• [EXERCISE] Locate each line containing the string "with" and copy it out.

Code that builds pages:
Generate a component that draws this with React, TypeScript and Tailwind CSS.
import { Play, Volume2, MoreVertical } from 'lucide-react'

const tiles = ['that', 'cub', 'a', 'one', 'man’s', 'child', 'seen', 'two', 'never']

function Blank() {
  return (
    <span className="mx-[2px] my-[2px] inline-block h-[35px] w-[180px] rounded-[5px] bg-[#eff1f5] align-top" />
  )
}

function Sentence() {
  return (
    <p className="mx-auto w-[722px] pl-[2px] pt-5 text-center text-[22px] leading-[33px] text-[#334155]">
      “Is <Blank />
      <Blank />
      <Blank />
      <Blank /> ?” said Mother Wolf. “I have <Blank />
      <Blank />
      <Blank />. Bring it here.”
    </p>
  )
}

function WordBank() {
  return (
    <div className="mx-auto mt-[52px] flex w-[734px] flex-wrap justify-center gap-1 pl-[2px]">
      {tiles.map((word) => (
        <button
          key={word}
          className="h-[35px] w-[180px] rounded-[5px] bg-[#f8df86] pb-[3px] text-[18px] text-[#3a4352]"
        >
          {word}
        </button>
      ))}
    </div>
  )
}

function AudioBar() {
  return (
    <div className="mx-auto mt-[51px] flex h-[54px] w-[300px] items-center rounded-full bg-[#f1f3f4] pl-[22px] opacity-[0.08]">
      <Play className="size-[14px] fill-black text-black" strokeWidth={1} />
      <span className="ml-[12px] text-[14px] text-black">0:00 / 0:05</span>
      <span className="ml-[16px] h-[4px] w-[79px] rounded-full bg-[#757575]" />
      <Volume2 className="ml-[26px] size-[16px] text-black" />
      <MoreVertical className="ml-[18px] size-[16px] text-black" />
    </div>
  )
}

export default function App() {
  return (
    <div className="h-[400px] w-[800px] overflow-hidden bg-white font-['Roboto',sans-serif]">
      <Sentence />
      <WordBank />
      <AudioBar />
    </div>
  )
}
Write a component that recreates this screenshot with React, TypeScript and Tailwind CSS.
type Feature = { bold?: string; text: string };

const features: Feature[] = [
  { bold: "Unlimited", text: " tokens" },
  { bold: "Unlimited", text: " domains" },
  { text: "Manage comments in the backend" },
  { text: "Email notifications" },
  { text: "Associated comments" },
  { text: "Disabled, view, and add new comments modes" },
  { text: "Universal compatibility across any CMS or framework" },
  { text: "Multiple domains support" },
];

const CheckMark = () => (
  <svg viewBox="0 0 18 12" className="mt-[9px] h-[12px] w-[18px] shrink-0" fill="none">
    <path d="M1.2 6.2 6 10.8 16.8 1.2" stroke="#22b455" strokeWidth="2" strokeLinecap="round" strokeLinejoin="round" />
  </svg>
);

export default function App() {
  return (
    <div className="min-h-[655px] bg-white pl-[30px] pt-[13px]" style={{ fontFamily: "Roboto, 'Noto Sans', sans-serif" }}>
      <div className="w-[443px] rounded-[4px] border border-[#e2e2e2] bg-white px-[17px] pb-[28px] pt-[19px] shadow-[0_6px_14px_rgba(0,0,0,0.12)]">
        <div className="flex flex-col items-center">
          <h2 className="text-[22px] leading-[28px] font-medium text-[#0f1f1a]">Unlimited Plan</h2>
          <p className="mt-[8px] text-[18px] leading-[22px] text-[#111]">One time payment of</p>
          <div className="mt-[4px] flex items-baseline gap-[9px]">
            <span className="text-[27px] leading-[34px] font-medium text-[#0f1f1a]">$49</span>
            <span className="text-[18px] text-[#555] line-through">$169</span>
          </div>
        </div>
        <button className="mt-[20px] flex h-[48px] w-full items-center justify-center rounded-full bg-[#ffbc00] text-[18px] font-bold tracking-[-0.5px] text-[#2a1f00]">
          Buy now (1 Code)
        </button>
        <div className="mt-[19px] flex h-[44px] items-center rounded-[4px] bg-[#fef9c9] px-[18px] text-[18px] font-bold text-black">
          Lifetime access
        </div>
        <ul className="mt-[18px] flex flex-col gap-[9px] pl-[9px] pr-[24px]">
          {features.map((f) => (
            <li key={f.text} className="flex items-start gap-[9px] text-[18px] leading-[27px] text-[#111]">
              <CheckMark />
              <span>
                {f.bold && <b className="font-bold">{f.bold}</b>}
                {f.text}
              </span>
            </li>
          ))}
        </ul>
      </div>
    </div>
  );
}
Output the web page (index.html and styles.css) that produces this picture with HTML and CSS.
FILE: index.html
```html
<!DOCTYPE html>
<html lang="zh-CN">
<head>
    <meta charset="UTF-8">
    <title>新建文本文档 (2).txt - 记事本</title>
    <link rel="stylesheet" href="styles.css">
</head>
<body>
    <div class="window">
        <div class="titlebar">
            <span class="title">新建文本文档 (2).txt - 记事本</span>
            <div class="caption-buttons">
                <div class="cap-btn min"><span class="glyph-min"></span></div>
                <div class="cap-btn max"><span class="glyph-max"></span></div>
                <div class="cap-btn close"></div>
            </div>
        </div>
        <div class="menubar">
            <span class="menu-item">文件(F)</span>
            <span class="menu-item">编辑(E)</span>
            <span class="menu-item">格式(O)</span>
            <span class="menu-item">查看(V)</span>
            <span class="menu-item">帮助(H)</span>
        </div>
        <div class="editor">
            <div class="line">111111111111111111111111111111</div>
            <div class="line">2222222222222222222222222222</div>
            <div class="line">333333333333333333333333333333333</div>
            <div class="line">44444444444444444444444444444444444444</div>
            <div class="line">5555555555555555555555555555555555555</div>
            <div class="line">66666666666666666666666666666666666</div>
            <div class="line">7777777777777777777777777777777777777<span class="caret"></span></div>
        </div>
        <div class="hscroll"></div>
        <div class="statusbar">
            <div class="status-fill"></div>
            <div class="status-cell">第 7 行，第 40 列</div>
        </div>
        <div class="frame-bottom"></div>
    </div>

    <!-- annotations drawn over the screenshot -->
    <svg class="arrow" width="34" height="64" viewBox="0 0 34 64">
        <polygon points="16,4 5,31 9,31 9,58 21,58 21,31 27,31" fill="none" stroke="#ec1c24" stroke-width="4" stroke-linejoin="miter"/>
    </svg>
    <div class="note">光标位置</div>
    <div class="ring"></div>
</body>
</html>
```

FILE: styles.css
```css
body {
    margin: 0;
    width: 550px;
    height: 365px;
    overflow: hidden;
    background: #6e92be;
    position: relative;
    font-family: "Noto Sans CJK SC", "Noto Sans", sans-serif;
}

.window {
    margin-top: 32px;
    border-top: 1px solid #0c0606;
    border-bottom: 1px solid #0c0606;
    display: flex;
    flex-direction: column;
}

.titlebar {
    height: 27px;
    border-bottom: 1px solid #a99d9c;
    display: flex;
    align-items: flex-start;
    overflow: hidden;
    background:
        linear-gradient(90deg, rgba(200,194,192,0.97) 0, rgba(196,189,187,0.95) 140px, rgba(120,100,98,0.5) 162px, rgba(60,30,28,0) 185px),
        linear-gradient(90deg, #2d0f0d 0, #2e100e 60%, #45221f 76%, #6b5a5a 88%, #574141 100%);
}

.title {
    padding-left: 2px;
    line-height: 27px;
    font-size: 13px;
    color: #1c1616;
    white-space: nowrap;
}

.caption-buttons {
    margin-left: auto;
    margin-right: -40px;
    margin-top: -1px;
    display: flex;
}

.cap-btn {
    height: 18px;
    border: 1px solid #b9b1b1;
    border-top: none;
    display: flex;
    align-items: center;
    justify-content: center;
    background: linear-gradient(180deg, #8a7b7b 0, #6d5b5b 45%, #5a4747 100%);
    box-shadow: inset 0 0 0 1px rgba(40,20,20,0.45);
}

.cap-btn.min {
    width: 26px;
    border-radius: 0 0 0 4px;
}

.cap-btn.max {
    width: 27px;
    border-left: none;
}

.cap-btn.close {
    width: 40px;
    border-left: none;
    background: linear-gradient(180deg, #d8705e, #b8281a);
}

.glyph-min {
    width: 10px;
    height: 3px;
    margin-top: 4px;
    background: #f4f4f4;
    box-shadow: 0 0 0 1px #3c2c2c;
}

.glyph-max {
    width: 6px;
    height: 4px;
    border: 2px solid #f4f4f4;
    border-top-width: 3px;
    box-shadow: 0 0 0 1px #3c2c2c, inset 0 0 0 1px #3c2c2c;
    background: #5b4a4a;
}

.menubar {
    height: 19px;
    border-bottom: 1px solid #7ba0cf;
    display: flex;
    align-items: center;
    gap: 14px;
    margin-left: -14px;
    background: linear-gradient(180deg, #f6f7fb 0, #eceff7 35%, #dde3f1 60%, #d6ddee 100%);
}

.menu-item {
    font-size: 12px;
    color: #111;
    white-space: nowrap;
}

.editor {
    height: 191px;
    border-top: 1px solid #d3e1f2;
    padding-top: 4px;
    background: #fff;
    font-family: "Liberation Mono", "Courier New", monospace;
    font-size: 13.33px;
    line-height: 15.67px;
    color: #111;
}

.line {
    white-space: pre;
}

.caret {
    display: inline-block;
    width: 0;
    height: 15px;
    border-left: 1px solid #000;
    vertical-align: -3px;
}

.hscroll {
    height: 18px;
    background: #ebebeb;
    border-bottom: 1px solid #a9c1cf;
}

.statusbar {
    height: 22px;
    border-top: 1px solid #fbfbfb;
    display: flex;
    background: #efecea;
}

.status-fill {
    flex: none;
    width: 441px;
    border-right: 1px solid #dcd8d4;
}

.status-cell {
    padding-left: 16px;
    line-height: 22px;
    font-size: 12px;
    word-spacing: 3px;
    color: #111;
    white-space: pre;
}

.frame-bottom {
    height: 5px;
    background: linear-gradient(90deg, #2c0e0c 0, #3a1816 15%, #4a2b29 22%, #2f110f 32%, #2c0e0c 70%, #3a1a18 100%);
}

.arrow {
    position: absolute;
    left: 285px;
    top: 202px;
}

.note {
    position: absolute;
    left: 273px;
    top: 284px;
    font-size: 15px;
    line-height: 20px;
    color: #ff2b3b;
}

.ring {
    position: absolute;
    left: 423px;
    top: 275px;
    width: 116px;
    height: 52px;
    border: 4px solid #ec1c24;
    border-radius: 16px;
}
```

• [RESPONSE TO THIS EXERCISE]
Generate a component that draws this with React, TypeScript and Tailwind CSS.
Write a component that recreates this screenshot with React, TypeScript and Tailwind CSS.
Output the web page (index.html and styles.css) that produces this picture with HTML and CSS.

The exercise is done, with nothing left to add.